PROVIDED DATA:

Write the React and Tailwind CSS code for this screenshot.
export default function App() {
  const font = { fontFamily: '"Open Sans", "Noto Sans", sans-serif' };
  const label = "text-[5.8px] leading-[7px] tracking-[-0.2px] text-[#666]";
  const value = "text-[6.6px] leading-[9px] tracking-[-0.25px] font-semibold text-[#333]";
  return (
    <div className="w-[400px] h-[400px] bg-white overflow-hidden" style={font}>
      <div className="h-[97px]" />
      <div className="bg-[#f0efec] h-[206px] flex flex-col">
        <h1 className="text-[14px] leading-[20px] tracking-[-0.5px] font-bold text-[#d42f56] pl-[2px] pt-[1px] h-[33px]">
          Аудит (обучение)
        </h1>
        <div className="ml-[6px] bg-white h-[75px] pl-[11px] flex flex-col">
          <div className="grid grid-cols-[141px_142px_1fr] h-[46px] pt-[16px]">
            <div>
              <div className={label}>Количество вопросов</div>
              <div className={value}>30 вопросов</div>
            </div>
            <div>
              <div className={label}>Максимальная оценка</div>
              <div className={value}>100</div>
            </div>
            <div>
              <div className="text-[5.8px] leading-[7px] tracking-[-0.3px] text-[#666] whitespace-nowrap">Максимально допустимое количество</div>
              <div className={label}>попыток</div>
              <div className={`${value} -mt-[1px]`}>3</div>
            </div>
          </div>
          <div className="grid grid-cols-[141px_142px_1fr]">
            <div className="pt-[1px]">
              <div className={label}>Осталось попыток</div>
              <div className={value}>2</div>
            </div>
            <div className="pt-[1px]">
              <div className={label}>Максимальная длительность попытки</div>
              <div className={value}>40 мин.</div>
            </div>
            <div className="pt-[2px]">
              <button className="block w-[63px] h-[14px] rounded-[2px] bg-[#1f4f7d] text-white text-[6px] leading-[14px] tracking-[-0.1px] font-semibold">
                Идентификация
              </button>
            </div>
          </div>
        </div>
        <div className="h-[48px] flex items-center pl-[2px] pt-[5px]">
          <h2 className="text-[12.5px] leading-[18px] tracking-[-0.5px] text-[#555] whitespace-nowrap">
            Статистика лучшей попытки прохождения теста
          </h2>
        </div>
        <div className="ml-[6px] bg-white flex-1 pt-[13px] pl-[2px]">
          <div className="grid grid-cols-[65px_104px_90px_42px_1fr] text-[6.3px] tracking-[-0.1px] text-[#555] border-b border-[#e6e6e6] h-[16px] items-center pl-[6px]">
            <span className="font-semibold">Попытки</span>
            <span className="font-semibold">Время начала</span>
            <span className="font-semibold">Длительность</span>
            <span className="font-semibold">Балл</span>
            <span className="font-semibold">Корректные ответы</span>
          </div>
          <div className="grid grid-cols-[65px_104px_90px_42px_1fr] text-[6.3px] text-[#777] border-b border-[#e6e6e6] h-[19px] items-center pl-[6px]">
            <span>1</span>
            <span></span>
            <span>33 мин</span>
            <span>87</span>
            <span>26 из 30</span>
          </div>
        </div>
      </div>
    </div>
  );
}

REQUIREMENTS: Return the whole listing exactly, with every line included.

TASK RESULT:
Write the React and Tailwind CSS code for this screenshot.
export default function App() {
  const font = { fontFamily: '"Open Sans", "Noto Sans", sans-serif' };
  const label = "text-[5.8px] leading-[7px] tracking-[-0.2px] text-[#666]";
  const value = "text-[6.6px] leading-[9px] tracking-[-0.25px] font-semibold text-[#333]";
  return (
    <div className="w-[400px] h-[400px] bg-white overflow-hidden" style={font}>
      <div className="h-[97px]" />
      <div className="bg-[#f0efec] h-[206px] flex flex-col">
        <h1 className="text-[14px] leading-[20px] tracking-[-0.5px] font-bold text-[#d42f56] pl-[2px] pt-[1px] h-[33px]">
          Аудит (обучение)
        </h1>
        <div className="ml-[6px] bg-white h-[75px] pl-[11px] flex flex-col">
          <div className="grid grid-cols-[141px_142px_1fr] h-[46px] pt-[16px]">
            <div>
              <div className={label}>Количество вопросов</div>
              <div className={value}>30 вопросов</div>
            </div>
            <div>
              <div className={label}>Максимальная оценка</div>
              <div className={value}>100</div>
            </div>
            <div>
              <div className="text-[5.8px] leading-[7px] tracking-[-0.3px] text-[#666] whitespace-nowrap">Максимально допустимое количество</div>
              <div className={label}>попыток</div>
              <div className={`${value} -mt-[1px]`}>3</div>
            </div>
          </div>
          <div className="grid grid-cols-[141px_142px_1fr]">
            <div className="pt-[1px]">
              <div className={label}>Осталось попыток</div>
              <div className={value}>2</div>
            </div>
            <div className="pt-[1px]">
              <div className={label}>Максимальная длительность попытки</div>
              <div className={value}>40 мин.</div>
            </div>
            <div className="pt-[2px]">
              <button className="block w-[63px] h-[14px] rounded-[2px] bg-[#1f4f7d] text-white text-[6px] leading-[14px] tracking-[-0.1px] font-semibold">
                Идентификация
              </button>
            </div>
          </div>
        </div>
        <div className="h-[48px] flex items-center pl-[2px] pt-[5px]">
          <h2 className="text-[12.5px] leading-[18px] tracking-[-0.5px] text-[#555] whitespace-nowrap">
            Статистика лучшей попытки прохождения теста
          </h2>
        </div>
        <div className="ml-[6px] bg-white flex-1 pt-[13px] pl-[2px]">
          <div className="grid grid-cols-[65px_104px_90px_42px_1fr] text-[6.3px] tracking-[-0.1px] text-[#555] border-b border-[#e6e6e6] h-[16px] items-center pl-[6px]">
            <span className="font-semibold">Попытки</span>
            <span className="font-semibold">Время начала</span>
            <span className="font-semibold">Длительность</span>
            <span className="font-semibold">Балл</span>
            <span className="font-semibold">Корректные ответы</span>
          </div>
          <div className="grid grid-cols-[65px_104px_90px_42px_1fr] text-[6.3px] text-[#777] border-b border-[#e6e6e6] h-[19px] items-center pl-[6px]">
            <span>1</span>
            <span></span>
            <span>33 мин</span>
            <span>87</span>
            <span>26 из 30</span>
          </div>
        </div>
      </div>
    </div>
  );
}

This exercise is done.